Slow to forgive, McCarthy never overcame his bitterness toward Kennedy, who he believed had exploited the New Hampshire results for his own personal political gain, detracting from the broader anti-war campaign.

“Once Bobby came (into the race),” McCarthy said later, “we weren’t able to run the kind of campaign we wanted to, which was to focus on the issue of the war.”

Much of McCarthy’s last two decades was spent in rural Woodville, Va., about 70 miles west of Washington, D.C. He bought a rebuilt 18th-century stone-and-clapboard farmhouse, where he would entertain the occasional out-of-town visitor in a pine-paneled, book-laden library. He also maintained a modest apartment in Washington.

McCarthy was born in tiny Watkins, Minn., on March 29, 1916, the son of Irish immigrants and the third of four children. He finished high school at 16. At 19, he graduated cum laude with a major in English from St. John’s University in Collegeville, Minn., a school run by Benedictine monks.

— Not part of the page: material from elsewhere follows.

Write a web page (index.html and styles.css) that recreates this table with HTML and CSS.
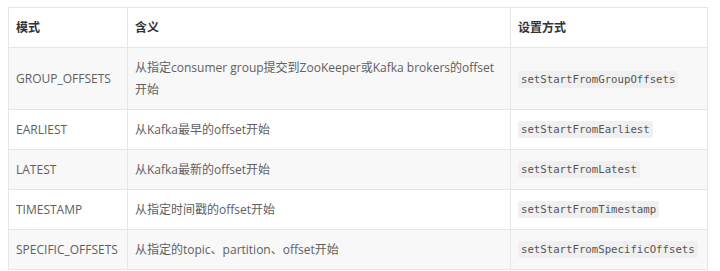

He took a job as principal of a country school at Tintah, Minn., and later taught English at a public high school in Mandan, N.D.

In the World War II draft he was classified 4-F because of an acute foot ailment. In 1944, he took a job in Washington, D.C., with the Army Signal Corps deciphering Japanese codes. After the war, he returned to Minnesota, got married and taught economics and sociology at the College of St. Thomas in St. Paul.

While on the St. Thomas faculty, McCarthy became involved in politics and helped Humphrey and other young Minnesota liberals purge the Democratic-Farmer-Labor Party of communist influences. With the party’s backing, he was elected to the House in 1948, where he remained until his election to the Senate in 1958.

McCarthy’s wife, Abigail, from whom he was separated, died in 2001, and a daughter, Mary, died in 1990. He is survived by a son, Michael; two daughters, Ellen and Margaret; and several grandchildren.